● **Data excerpt**:
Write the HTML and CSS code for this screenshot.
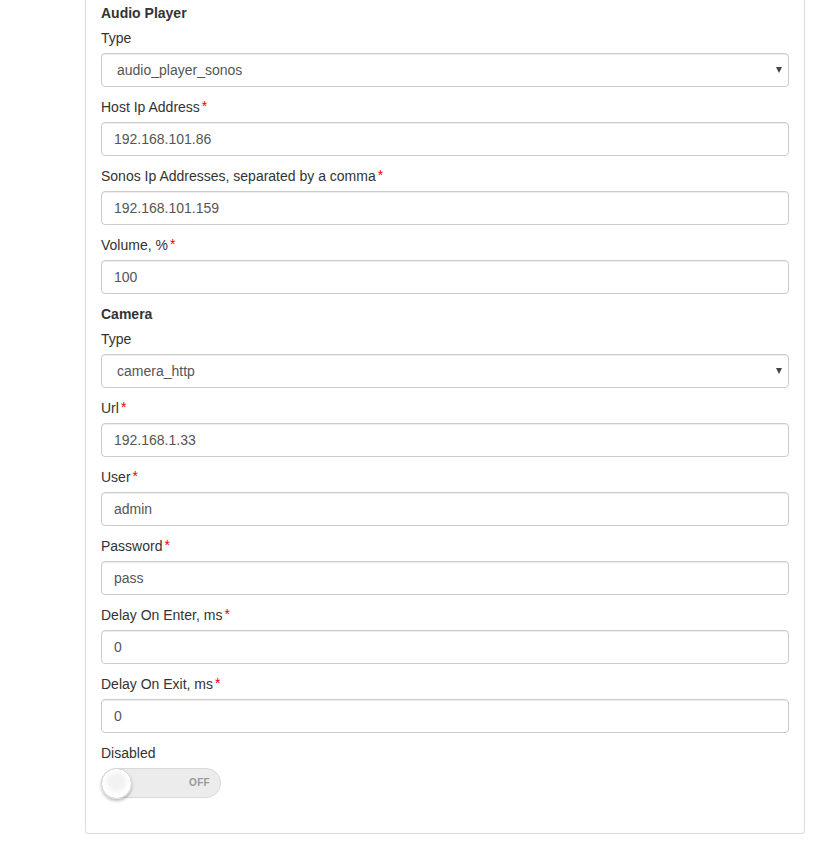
FILE: index.html
```html
<!DOCTYPE html>
<html>
<head>
<meta charset="utf-8">
<link rel="stylesheet" href="styles.css">
</head>
<body>
<div class="page">
  <div class="card">
    <div class="section-title">Audio Player</div>
    <div class="field">
      <label class="label">Type</label>
      <div class="select-wrap"><select class="control select"><option>audio_player_sonos</option></select></div>
    </div>
    <div class="field">
      <label class="label">Host Ip Address<span class="req">*</span></label>
      <input class="control" type="text" value="192.168.101.86">
    </div>
    <div class="field">
      <label class="label">Sonos Ip Addresses, separated by a comma<span class="req">*</span></label>
      <input class="control" type="text" value="192.168.101.159">
    </div>
    <div class="field">
      <label class="label">Volume, %<span class="req">*</span></label>
      <input class="control" type="text" value="100">
    </div>
    <div class="section-title">Camera</div>
    <div class="field">
      <label class="label">Type</label>
      <div class="select-wrap"><select class="control select"><option>camera_http</option></select></div>
    </div>
    <div class="field">
      <label class="label">Url<span class="req">*</span></label>
      <input class="control" type="text" value="192.168.1.33">
    </div>
    <div class="field">
      <label class="label">User<span class="req">*</span></label>
      <input class="control" type="text" value="admin">
    </div>
    <div class="field">
      <label class="label">Password<span class="req">*</span></label>
      <input class="control" type="text" value="pass">
    </div>
    <div class="field">
      <label class="label">Delay On Enter, ms<span class="req">*</span></label>
      <input class="control" type="text" value="0">
    </div>
    <div class="field">
      <label class="label">Delay On Exit, ms<span class="req">*</span></label>
      <input class="control" type="text" value="0">
    </div>
    <div class="field">
      <label class="label">Disabled</label>
      <div class="toggle">
        <span class="knob"></span>
        <span class="toggle-text">OFF</span>
      </div>
    </div>
  </div>
</div>
</body>
</html>
```

FILE: styles.css
```css
* { box-sizing: border-box; }
html, body { margin: 0; padding: 0; background: #fff; }
body {
  font-family: "Liberation Sans", Arial, sans-serif;
  font-size: 14px;
  line-height: 20px;
  color: #333;
}
.page {
  padding-left: 85px;
  width: 805px;
}
.card {
  width: 720px;
  border: 1px solid #ddd;
  border-top: none;
  border-radius: 0 0 4px 4px;
  box-shadow: 0 1px 1px rgba(0,0,0,0.05);
  padding: 3px 15px 35px 15px;
}
.section-title {
  font-weight: bold;
  height: 20px;
  margin-bottom: 5px;
}
.field {
  margin-bottom: 10px;
}
.field:last-child { margin-bottom: 0; }
.label {
  display: block;
  height: 20px;
  margin-bottom: 5px;
  font-weight: normal;
}
.req {
  color: #e00;
  margin-left: 2px;
  position: relative;
  top: -1px;
}
.control {
  display: block;
  width: 100%;
  height: 34px;
  padding: 6px 12px;
  border: 1px solid #ccc;
  border-radius: 4px;
  font-family: "Liberation Sans", Arial, sans-serif;
  font-size: 14px;
  line-height: 20px;
  color: #555;
  background: #fff;
  box-shadow: inset 0 1px 1px rgba(0,0,0,0.075);
  margin: 0;
  outline: none;
}
.select-wrap { position: relative; }
.select {
  appearance: none;
  -webkit-appearance: none;
  padding-left: 15px;
}
.select-wrap::after {
  content: "";
  position: absolute;
  right: 7px;
  top: 14px;
  border-left: 3.5px solid transparent;
  border-right: 3.5px solid transparent;
  border-top: 6px solid #444;
}
.toggle {
  position: relative;
  width: 120px;
  height: 30px;
  border: 1px solid #d9d9d9;
  border-radius: 15px;
  background: #ececec;
  display: flex;
  align-items: center;
  justify-content: flex-end;
  padding-right: 10px;
}
.knob {
  position: absolute;
  left: -1px;
  top: -1px;
  width: 31px;
  height: 31px;
  border-radius: 50%;
  background: radial-gradient(circle at 50% 45%, #f2f2f2 0, #f2f2f2 30%, #fff 60%);
  border: 1px solid #d6d6d6;
  box-shadow: 0 2px 3px rgba(0,0,0,0.25);
}
.toggle-text {
  font-size: 10px;
  font-weight: bold;
  color: #999;
  letter-spacing: 0.3px;
}
```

● **Objective**:
Every line of the material is to be quoted exactly, with no pictures carried over.

● **Task result**:
Write the HTML and CSS code for this screenshot.
FILE: index.html
```html
<!DOCTYPE html>
<html>
<head>
<meta charset="utf-8">
<link rel="stylesheet" href="styles.css">
</head>
<body>
<div class="page">
  <div class="card">
    <div class="section-title">Audio Player</div>
    <div class="field">
      <label class="label">Type</label>
      <div class="select-wrap"><select class="control select"><option>audio_player_sonos</option></select></div>
    </div>
    <div class="field">
      <label class="label">Host Ip Address<span class="req">*</span></label>
      <input class="control" type="text" value="192.168.101.86">
    </div>
    <div class="field">
      <label class="label">Sonos Ip Addresses, separated by a comma<span class="req">*</span></label>
      <input class="control" type="text" value="192.168.101.159">
    </div>
    <div class="field">
      <label class="label">Volume, %<span class="req">*</span></label>
      <input class="control" type="text" value="100">
    </div>
    <div class="section-title">Camera</div>
    <div class="field">
      <label class="label">Type</label>
      <div class="select-wrap"><select class="control select"><option>camera_http</option></select></div>
    </div>
    <div class="field">
      <label class="label">Url<span class="req">*</span></label>
      <input class="control" type="text" value="192.168.1.33">
    </div>
    <div class="field">
      <label class="label">User<span class="req">*</span></label>
      <input class="control" type="text" value="admin">
    </div>
    <div class="field">
      <label class="label">Password<span class="req">*</span></label>
      <input class="control" type="text" value="pass">
    </div>
    <div class="field">
      <label class="label">Delay On Enter, ms<span class="req">*</span></label>
      <input class="control" type="text" value="0">
    </div>
    <div class="field">
      <label class="label">Delay On Exit, ms<span class="req">*</span></label>
      <input class="control" type="text" value="0">
    </div>
    <div class="field">
      <label class="label">Disabled</label>
      <div class="toggle">
        <span class="knob"></span>
        <span class="toggle-text">OFF</span>
      </div>
    </div>
  </div>
</div>
</body>
</html>
```

FILE: styles.css
```css
* { box-sizing: border-box; }
html, body { margin: 0; padding: 0; background: #fff; }
body {
  font-family: "Liberation Sans", Arial, sans-serif;
  font-size: 14px;
  line-height: 20px;
  color: #333;
}
.page {
  padding-left: 85px;
  width: 805px;
}
.card {
  width: 720px;
  border: 1px solid #ddd;
  border-top: none;
  border-radius: 0 0 4px 4px;
  box-shadow: 0 1px 1px rgba(0,0,0,0.05);
  padding: 3px 15px 35px 15px;
}
.section-title {
  font-weight: bold;
  height: 20px;
  margin-bottom: 5px;
}
.field {
  margin-bottom: 10px;
}
.field:last-child { margin-bottom: 0; }
.label {
  display: block;
  height: 20px;
  margin-bottom: 5px;
  font-weight: normal;
}
.req {
  color: #e00;
  margin-left: 2px;
  position: relative;
  top: -1px;
}
.control {
  display: block;
  width: 100%;
  height: 34px;
  padding: 6px 12px;
  border: 1px solid #ccc;
  border-radius: 4px;
  font-family: "Liberation Sans", Arial, sans-serif;
  font-size: 14px;
  line-height: 20px;
  color: #555;
  background: #fff;
  box-shadow: inset 0 1px 1px rgba(0,0,0,0.075);
  margin: 0;
  outline: none;
}
.select-wrap { position: relative; }
.select {
  appearance: none;
  -webkit-appearance: none;
  padding-left: 15px;
}
.select-wrap::after {
  content: "";
  position: absolute;
  right: 7px;
  top: 14px;
  border-left: 3.5px solid transparent;
  border-right: 3.5px solid transparent;
  border-top: 6px solid #444;
}
.toggle {
  position: relative;
  width: 120px;
  height: 30px;
  border: 1px solid #d9d9d9;
  border-radius: 15px;
  background: #ececec;
  display: flex;
  align-items: center;
  justify-content: flex-end;
  padding-right: 10px;
}
.knob {
  position: absolute;
  left: -1px;
  top: -1px;
  width: 31px;
  height: 31px;
  border-radius: 50%;
  background: radial-gradient(circle at 50% 45%, #f2f2f2 0, #f2f2f2 30%, #fff 60%);
  border: 1px solid #d6d6d6;
  box-shadow: 0 2px 3px rgba(0,0,0,0.25);
}
.toggle-text {
  font-size: 10px;
  font-weight: bold;
  color: #999;
  letter-spacing: 0.3px;
}
```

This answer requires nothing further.